# [WORK TO DO]
Repeat the line that contains "Convert this screenshot to Vue 3 code.", the line that contains "const sum = (value)", and all lines between them, exactly and with no other lines.

# [THE DATA]
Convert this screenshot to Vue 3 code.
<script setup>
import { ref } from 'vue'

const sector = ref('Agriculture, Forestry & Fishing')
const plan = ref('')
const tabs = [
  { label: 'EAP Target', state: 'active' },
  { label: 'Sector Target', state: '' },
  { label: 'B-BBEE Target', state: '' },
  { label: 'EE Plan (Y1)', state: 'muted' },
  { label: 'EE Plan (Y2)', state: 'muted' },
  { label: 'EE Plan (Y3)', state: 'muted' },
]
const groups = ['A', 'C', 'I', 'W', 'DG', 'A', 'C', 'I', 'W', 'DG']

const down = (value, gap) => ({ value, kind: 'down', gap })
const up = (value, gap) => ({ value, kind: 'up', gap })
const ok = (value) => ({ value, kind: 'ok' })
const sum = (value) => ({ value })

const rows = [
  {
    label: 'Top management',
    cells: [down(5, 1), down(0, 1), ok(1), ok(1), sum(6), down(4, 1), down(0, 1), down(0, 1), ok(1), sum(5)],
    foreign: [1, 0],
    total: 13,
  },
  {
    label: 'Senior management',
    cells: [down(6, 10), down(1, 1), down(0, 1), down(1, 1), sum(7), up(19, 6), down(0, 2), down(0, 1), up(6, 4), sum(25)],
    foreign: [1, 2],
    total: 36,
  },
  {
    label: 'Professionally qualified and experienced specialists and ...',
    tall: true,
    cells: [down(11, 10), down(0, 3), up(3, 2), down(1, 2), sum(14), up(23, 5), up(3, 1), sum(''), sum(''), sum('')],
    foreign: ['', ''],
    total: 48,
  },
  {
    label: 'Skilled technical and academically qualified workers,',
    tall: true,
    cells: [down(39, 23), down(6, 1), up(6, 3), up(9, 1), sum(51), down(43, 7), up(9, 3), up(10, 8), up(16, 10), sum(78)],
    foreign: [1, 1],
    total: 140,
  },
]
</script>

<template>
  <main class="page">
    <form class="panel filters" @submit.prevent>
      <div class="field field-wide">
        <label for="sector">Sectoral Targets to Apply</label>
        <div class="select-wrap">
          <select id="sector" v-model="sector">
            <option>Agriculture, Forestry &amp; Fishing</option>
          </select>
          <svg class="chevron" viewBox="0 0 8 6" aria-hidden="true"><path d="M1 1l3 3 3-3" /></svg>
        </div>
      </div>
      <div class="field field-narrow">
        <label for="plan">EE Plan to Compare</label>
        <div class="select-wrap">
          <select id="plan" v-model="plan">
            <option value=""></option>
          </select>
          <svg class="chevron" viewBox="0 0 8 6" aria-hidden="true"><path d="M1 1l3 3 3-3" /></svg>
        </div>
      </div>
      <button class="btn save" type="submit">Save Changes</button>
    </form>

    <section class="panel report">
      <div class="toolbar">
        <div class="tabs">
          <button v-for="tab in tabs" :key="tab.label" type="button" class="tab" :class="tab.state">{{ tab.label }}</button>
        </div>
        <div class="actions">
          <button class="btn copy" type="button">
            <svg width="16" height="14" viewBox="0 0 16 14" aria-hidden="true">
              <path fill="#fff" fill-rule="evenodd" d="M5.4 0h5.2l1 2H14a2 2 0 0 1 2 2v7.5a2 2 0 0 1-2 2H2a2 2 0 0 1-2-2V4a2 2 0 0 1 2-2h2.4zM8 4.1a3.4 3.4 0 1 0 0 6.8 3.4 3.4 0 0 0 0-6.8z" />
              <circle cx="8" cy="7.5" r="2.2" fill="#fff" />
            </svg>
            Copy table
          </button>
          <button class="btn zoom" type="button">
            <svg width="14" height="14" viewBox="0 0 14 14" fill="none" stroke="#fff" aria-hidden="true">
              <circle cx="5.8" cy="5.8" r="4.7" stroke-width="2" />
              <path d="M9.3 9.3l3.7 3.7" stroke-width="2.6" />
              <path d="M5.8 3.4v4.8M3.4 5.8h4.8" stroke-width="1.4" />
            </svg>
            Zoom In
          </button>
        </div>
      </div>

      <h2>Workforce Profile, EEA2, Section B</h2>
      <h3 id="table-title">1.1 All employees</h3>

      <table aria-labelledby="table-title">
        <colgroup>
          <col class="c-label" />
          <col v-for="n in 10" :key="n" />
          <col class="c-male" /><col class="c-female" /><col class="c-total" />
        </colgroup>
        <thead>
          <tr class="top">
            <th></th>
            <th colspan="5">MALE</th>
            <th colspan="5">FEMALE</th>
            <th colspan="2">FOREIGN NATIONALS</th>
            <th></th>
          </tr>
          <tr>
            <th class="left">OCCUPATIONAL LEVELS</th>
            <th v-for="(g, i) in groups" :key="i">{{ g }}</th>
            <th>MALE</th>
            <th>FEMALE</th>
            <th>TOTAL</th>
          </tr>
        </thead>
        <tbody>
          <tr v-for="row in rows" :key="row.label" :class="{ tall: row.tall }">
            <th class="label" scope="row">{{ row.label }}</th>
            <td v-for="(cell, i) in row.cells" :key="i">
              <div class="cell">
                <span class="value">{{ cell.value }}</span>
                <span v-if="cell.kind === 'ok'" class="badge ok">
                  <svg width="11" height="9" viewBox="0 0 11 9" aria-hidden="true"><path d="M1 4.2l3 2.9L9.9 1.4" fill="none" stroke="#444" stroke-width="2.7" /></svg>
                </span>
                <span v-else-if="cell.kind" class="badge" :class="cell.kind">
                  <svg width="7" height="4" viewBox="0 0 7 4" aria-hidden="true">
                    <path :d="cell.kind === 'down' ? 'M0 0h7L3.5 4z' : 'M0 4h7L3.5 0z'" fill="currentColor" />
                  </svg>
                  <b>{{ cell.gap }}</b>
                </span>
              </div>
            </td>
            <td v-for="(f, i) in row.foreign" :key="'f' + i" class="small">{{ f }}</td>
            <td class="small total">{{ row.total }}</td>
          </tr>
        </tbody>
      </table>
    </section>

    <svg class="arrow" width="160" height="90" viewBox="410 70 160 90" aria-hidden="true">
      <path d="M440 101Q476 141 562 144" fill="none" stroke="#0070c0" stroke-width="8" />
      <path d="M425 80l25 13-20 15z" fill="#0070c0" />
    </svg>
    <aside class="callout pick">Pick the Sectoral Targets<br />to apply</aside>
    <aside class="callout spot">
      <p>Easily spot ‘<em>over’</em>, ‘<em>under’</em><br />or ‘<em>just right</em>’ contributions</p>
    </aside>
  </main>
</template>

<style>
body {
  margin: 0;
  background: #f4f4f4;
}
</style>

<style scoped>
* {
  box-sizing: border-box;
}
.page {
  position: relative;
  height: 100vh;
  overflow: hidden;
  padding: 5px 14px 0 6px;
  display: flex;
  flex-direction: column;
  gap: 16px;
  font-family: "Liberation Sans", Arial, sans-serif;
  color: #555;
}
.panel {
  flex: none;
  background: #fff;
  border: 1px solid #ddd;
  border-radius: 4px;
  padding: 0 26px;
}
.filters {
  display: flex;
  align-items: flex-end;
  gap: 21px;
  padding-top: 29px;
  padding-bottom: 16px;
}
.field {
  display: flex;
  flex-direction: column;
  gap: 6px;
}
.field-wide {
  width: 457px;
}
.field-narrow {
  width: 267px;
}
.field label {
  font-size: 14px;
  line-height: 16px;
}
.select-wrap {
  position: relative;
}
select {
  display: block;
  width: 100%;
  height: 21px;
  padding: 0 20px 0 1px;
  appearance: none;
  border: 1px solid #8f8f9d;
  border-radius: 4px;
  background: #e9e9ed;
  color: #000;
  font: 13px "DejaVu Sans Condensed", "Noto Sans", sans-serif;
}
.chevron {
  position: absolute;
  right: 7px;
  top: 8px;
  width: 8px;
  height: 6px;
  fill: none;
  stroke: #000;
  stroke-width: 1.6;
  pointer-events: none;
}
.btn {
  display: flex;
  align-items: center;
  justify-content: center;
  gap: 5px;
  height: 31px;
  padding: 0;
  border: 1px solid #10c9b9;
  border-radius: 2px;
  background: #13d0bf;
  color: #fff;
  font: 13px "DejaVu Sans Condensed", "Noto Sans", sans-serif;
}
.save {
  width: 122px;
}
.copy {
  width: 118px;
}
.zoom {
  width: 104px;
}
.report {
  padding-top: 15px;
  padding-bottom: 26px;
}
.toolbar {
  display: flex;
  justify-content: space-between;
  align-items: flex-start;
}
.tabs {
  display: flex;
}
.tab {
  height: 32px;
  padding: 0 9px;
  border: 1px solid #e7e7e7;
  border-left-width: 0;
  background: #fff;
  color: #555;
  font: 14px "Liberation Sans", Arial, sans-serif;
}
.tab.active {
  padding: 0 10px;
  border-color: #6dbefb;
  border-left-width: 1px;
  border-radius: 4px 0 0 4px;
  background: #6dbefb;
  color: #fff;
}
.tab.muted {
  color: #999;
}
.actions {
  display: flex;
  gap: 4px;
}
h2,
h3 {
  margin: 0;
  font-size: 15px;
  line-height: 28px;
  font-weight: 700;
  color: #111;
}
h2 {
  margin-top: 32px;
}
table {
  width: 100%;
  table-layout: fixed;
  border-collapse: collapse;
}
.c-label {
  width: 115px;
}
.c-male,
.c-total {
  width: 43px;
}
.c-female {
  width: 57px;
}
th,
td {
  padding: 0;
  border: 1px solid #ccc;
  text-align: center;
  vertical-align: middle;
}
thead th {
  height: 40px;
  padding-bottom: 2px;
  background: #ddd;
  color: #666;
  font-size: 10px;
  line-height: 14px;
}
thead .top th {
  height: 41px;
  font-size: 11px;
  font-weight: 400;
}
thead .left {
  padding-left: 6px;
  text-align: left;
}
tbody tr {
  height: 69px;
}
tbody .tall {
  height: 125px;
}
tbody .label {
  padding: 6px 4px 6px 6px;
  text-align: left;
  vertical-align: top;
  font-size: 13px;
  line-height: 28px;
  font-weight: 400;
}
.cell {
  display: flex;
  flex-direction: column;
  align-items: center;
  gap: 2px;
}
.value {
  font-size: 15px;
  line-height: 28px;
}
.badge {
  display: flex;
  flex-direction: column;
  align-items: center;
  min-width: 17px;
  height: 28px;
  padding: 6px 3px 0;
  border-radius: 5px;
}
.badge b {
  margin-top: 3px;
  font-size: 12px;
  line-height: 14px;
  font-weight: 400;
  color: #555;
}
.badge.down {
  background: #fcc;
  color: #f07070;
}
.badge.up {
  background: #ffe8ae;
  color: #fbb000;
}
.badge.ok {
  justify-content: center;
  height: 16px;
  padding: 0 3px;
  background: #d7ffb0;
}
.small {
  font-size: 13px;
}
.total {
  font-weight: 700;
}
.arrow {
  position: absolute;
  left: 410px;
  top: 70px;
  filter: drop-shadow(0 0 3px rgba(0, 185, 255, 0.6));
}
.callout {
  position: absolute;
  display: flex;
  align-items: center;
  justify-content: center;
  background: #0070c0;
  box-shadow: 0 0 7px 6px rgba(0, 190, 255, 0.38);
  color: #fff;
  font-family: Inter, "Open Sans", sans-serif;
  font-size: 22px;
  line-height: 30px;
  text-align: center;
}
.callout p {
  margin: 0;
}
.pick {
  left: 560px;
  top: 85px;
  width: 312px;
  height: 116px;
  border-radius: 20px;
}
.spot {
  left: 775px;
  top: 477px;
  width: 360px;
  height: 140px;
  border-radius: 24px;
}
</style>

...

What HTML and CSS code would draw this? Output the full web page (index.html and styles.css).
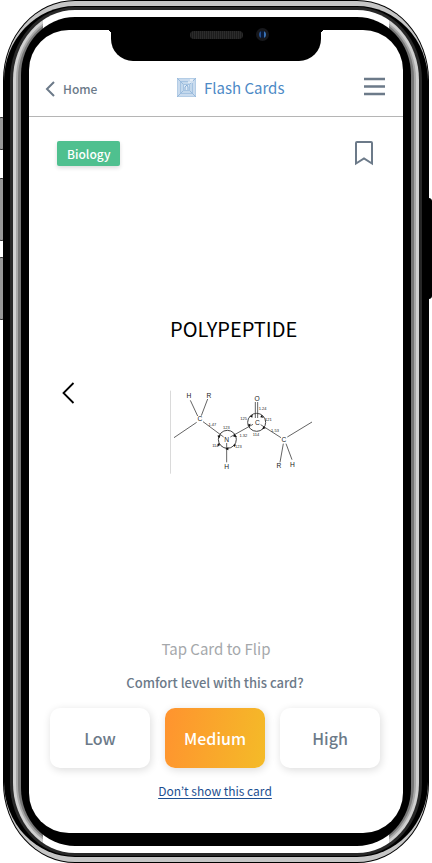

# [COMPLETE ANSWER]
Convert this screenshot to Vue 3 code.
<script setup>
import { ref } from 'vue'

const sector = ref('Agriculture, Forestry & Fishing')
const plan = ref('')
const tabs = [
  { label: 'EAP Target', state: 'active' },
  { label: 'Sector Target', state: '' },
  { label: 'B-BBEE Target', state: '' },
  { label: 'EE Plan (Y1)', state: 'muted' },
  { label: 'EE Plan (Y2)', state: 'muted' },
  { label: 'EE Plan (Y3)', state: 'muted' },
]
const groups = ['A', 'C', 'I', 'W', 'DG', 'A', 'C', 'I', 'W', 'DG']

const down = (value, gap) => ({ value, kind: 'down', gap })
const up = (value, gap) => ({ value, kind: 'up', gap })
const ok = (value) => ({ value, kind: 'ok' })
const sum = (value) => ({ value })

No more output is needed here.